Now Lisa, a proud Cardiff native, volunteers for Pride Cymru. “Friends joke that I won’t retire but I’m doing what I love,” Lisa says. “I’m a sort of generic ‘gay granny’ and that’s a privilege, as so many male friends from our community didn’t survive into old age.”
Lisa has just been nominated by the public as one of 30 National Lottery Game Changers to help celebrate the organisation’s 30th birthday – the first draw was on November 19, 1994. Players have since raised £50 billion (£30 million a week) for causes that change lives, supporting more than 690,000 projects. The Game Changers are being honoured for their inspiring achievements across community, heritage, sport, arts and film projects, and organisations that have used National Lottery funding.
‘Being a generic “gay granny” is a privilege – so many male friends didn’t survive’
“It’s very exciting to have been nominated as a Game Changer by others because usually I muscle my own way into things,” Lisa laughs. “It’s lovely to be remembered for the game changing I’ve done and acknowledged as someone who is still changing the game.”
Lisa is one of seven Game Changers honoured for their work in heritage. Since 1994, billions of pounds of National Lottery funding have gone into the sector, making it the UK’s largest supporter of heritage projects and organisations.
In 2015, Lisa and Pride Cymru received a National Lottery grant to create Icons & Allies, a mobile portrait exhibition shining a light on 20 Welsh LGBTQIA+ trailblazers who helped shape their country. They were nominated by the public and endorsed by experts in queer history.
“I remember my experience in the 1970s – no icons and precious few allies,” Lisa says. “But as a community we have a rich history and need to be able to say: ‘Look, here are our gay elders.’ It’s about that slogan: ‘If you can’t see it, you can’t be it.’ It also irritated me that there were so many gay people, like Terry Higgins and Ivor Novello – both Icons in the exhibition – who nobody realised were Welsh.”
The Icon from furthest back in history is Hugh Despenser, a peer hung, drawn and quartered in 1326 for being King Edward II’s lover. Allies include miner Dai Donovan, who hosted and looked after members of fundraising group Lesbians and Gays Support the Miners when they visited south Wales mining communities during the 1984 strike, sometimes in the face of vitriolic homophobia.

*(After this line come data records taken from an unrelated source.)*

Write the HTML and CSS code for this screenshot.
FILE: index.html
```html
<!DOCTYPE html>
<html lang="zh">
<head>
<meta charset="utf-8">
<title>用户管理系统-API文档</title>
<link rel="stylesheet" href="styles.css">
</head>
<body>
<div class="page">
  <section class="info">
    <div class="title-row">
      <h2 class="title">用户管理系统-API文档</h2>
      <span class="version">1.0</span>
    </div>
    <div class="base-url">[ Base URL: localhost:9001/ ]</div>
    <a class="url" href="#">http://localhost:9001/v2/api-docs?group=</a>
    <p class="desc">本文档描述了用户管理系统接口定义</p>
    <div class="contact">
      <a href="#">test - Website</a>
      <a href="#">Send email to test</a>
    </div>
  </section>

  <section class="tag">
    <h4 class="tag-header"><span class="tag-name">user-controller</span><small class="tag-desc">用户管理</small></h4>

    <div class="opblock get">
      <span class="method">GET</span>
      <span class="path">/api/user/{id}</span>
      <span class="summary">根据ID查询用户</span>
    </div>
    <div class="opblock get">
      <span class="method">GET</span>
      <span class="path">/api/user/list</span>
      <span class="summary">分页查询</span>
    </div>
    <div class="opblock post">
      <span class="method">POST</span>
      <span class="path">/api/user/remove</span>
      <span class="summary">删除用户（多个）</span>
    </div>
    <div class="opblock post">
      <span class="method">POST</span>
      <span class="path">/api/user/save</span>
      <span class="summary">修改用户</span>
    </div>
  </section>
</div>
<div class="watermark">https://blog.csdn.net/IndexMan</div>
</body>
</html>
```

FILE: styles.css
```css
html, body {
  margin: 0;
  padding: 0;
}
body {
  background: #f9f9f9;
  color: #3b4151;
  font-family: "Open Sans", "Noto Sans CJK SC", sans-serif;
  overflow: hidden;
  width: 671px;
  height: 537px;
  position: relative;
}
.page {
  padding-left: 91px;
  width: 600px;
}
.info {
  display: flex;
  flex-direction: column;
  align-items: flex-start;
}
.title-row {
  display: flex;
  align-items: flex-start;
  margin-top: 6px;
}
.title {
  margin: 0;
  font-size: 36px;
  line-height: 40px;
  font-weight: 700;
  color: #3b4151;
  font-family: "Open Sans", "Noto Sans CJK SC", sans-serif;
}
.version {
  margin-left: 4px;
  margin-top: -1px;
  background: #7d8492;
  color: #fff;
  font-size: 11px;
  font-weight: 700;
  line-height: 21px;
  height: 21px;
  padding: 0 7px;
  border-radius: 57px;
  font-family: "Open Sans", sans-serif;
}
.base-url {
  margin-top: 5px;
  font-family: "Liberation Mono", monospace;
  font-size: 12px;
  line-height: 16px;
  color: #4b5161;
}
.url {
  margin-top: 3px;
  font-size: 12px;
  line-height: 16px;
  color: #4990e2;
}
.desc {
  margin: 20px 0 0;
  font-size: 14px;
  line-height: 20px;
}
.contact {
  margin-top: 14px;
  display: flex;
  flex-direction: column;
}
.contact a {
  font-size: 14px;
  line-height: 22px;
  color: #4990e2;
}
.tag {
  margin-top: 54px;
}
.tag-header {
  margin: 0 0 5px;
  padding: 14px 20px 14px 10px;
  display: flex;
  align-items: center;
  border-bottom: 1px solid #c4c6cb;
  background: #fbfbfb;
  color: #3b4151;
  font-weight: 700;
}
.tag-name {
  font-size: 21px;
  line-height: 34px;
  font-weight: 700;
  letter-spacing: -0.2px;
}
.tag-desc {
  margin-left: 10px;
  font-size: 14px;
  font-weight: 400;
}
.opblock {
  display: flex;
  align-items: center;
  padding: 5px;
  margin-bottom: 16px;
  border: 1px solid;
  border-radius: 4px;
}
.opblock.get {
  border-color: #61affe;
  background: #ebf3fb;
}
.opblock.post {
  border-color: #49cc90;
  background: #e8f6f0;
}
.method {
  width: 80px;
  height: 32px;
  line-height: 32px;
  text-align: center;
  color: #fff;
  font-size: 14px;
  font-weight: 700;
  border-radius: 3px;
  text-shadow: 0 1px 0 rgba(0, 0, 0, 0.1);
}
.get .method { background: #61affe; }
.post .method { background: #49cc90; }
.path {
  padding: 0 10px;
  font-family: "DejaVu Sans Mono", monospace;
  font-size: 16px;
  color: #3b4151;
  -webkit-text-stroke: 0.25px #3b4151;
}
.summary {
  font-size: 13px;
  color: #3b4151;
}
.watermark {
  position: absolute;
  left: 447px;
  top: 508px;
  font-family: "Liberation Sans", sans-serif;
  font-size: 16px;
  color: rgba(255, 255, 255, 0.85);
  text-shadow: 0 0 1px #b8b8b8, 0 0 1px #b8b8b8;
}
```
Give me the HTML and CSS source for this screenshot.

Icons & Allies, first shown at the Welsh Parliament in 2016, is still touring libraries, educational institutions and even shopping centres. “It’s not what people expect in Sainsbury’s on a Saturday – ‘a couple of pounds of potatoes and a lesson in gay history, please’. But it’s where people need to see it.
“When we stuck our head above the parapet in the Eighties, the backlash was massive and that’s what’s happening to trans people now. They’re the most persecuted section of our community.
“So one of our exhibition Icons is Wena Parry, an evangelical preacher from Port Talbot who in 2005 was the first trans person to take the UK to the European Court of Human Rights. Then, to get a gender recognition certificate, you had to divorce your heterosexual partner. But she saw no reason why she should split up with her lovely wife. She lost but her case became a lever for subsequent ones. Without that National Lottery funding we couldn’t share Wena’s story.”
Last month, Lisa was in Whitby for the unveiling of a 5,400 sq m land art installation celebrating the seven National Lottery Heritage Game Changers, who include Eden Project co-founder Sir Tim Smit and Arthur Torrington, who helped set up the Windrush Foundation.
“A huge painting of a tree spread out from Whitby Abbey with a representation of each of our hands at its roots. It was magnificent. And I was very proud to represent my community and Wales.”
Next year is the 40th anniversary of Cardiff’s first Gay Pride march, and Lisa and Pride Cymru hope to mark it with a celebration of activism in Wales. “I’m a loud voice and get involved to stand up for people,” she says. “Hopefully seeing The National Lottery Game Changers – people who did something because it needed doing – will inspire game changers of the future.”